31 Cal. 220 | Cal. | 1866
Lead Opinion
This is an appeal from an order of the District Court, granting a writ of assistance under the provisions of sections forty-four and forty-five of the Revenue Act of 1861, to put a purchaser at a tax sale in possession of the premises purchased. The application for the writ was based upon the Sheriff’s deed alone. The judgment upon which the sale took place appears from the recitals of the deed to have been obtained in the Court of a Justice of the Peace. It must, therefore, have been a money judgment without any order of sale. (People v. Mier, 24 Cal. 61.) A transcript of the judgment was filed and docketed with the County Clerk, and thereby became a lien. The execution upon which the sale took place issued from the office of the County Clerk. Upon the hearing of the application, the respondent offered in evidence the Sheriff’s deed, to which appellant objected on the ground that the judgment under which the sale was made and the deed executed, had not been produced. The Court overruled the objection, and admitted the deed, to which appellant excepted. The only evidence offered was the deed and proof of service of a copy upon the party in possession, and of a demand to be let into possession. It is a general rule that a party claiming under an execution sale must produce the judgment upon which the execution issued. (Sullivan v. Davis, 4 Cal. 291; Hihn v. Peck, 30 Cal. 287.) But it is provided in section forty-five of the Revenue Act of 1861 that “ any deed derived from a sale of real property under this Act shall be conclusive evidence of title, except,” etc., (Laws 1861, p. 435, Sec. 45,)
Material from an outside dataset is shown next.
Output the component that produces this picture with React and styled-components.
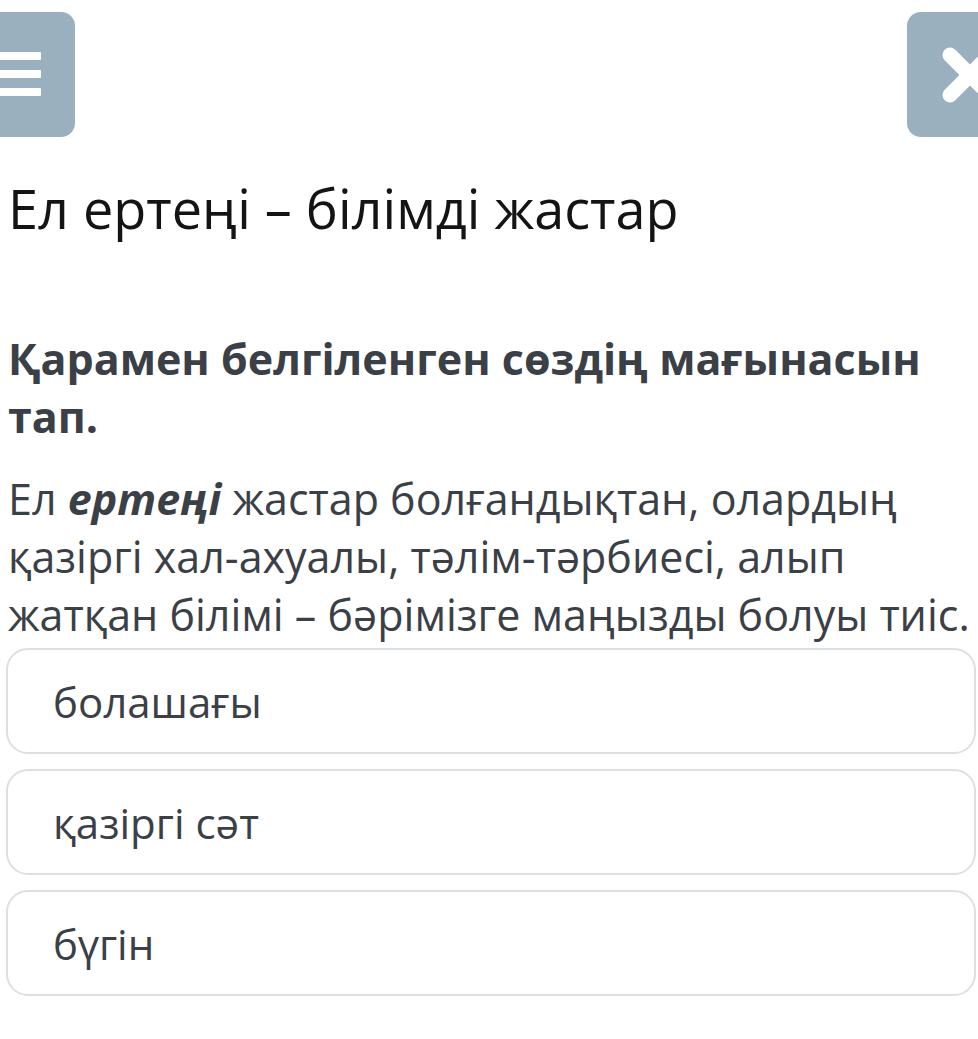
import React from "react";
import styled, { createGlobalStyle } from "styled-components";

const Global = createGlobalStyle`
  html, body { margin: 0; padding: 0; background: #fff; overflow: hidden; }
  body { font-family: "Open Sans", "Noto Sans", sans-serif; }
`;

const Page = styled.div`
  width: 978px;
  display: flex;
  flex-direction: column;
  padding-top: 12px;
`;

const TopBar = styled.header`
  display: flex;
  justify-content: space-between;
  align-items: center;
  margin: 0 -54px 0 -50px;
`;

const IconButton = styled.button`
  width: 125px;
  height: 125px;
  border: none;
  border-radius: 14px;
  background: #9bb0bf;
  display: flex;
  align-items: center;
  justify-content: center;
  padding: 0;
  cursor: pointer;
`;

const Title = styled.h1`
  margin: 36px 0 0 8px;
  font-size: 54px;
  line-height: 70px;
  font-weight: 400;
  color: #141414;
`;

const Question = styled.h2`
  margin: 87px 0 0 8px;
  font-size: 43px;
  line-height: 58px;
  font-weight: 700;
  color: #3b4047;
`;

const Passage = styled.p`
  margin: 24px 0 0 8px;
  font-size: 43px;
  line-height: 58px;
  font-weight: 400;
  color: #3b4047;
`;

const Emph = styled.b`
  font-weight: 700;
  font-style: italic;
`;

const Options = styled.div`
  display: flex;
  flex-direction: column;
  gap: 15px;
  margin: 4px 2px 0 6px;
`;

const Option = styled.div`
  height: 106px;
  box-sizing: border-box;
  border: 2px solid #dde0e2;
  border-radius: 22px;
  display: flex;
  align-items: center;
  padding-left: 45px;
  font-size: 42px;
  color: #3b4047;
`;

const options = ["болашағы", "қазіргі сәт", "бүгін"];

export default function App() {
  return (
    <>
      <Global />
      <Page>
        <TopBar>
          <IconButton aria-label="menu">
            <svg width="60" height="50" viewBox="0 0 60 50">
              <rect x="0" y="2" width="58" height="8" rx="1" fill="#fff" />
              <rect x="0" y="20" width="58" height="8" rx="1" fill="#fff" />
              <rect x="0" y="38" width="58" height="8" rx="1" fill="#fff" />
            </svg>
          </IconButton>
          <IconButton aria-label="close">
            <svg width="60" height="60" viewBox="0 0 60 60">
              <path d="M10 10 L50 50 M50 10 L10 50" stroke="#fff" strokeWidth="15" strokeLinecap="round" />
            </svg>
          </IconButton>
        </TopBar>
        <Title>Ел ертеңі – білімді жастар</Title>
        <Question>Қарамен белгіленген сөздің мағынасын тап.</Question>
        <Passage>
          Ел <Emph>ертеңі</Emph> жастар болғандықтан, олардың қазіргі хал-ахуалы, тәлім-тәрбиесі, алып жатқан білімі – бәрімізге маңызды болуы тиіс.
        </Passage>
        <Options>
          {options.map((o) => (
            <Option key={o}>{o}</Option>
          ))}
        </Options>
      </Page>
    </>
  );
}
The judgment, as before stated, must necessarily have been a money judgment only, without any order of sale, and it may be a serious question whether it is competent to authorize a writ of assistance in such cases. The judgment when docketed is a lien upon all other real estate of the party assessed, and bound by the judgment, as well as upon the property assessed in like manner as ordinary judgments in civil cases. The sale is made under and by virtue of a money judgment simply, like sales under judgments in ordinary civil cases; consequently parties who have not been heard may be turned out under the writ of assistance provided for in the Act of 1861. Writs of assistance might just as well be authorized to issue for the purpose of putting the purchaser of real estate sold under ordinary judgments in possession, upon a provision that the deed shall be conclusive evidence of title. The question might arise whether such proceedings would be by due process of law. The cases in which writs of assistance have heretofore been employed are such as determined the question of title to the specific piece of real property in that very case, or where the interest of the defendant has been directed by the judgment to be sold. All the rights of the parties have been investigated and adjudged, and the writ of assistance is a part of the process employed in enforcing the judgment itself. But this question is not presented by the record, and it is unnecessary to decide it now. The deed was improperly admitted without the proceedings upon which it was based. The facts before the Court, and the matters set forth in the notice of application, were insufficient to authorize the issuing of the writ.
Order reversed with directions to dismiss the proceeding.
Concurrence Opinion
I concur in the judgment on the ground that District Courts have no authority to issue writs of assistance in cases of sales upon tax judgments rendered by Justices of the Peace. The power is limited to sales on judgments and decrees rendered by the District Court to which the application for the writ of assistance is made. It is not only anomalous that one Court should be charged with the duty of carrying into effect the judgments of another, but the provision (Acts 1861, p. 453, Sec. 45,) that the Sheriff’s deed “ shall entitle the holder thereof to a writ of assistance from the District Court ” carries with it the idea that the Legislature did not intend to confer the power to issue writs upon the District Courts at large, but upon the District Court in which the proceedings for the collection of the delinquent tax were taken.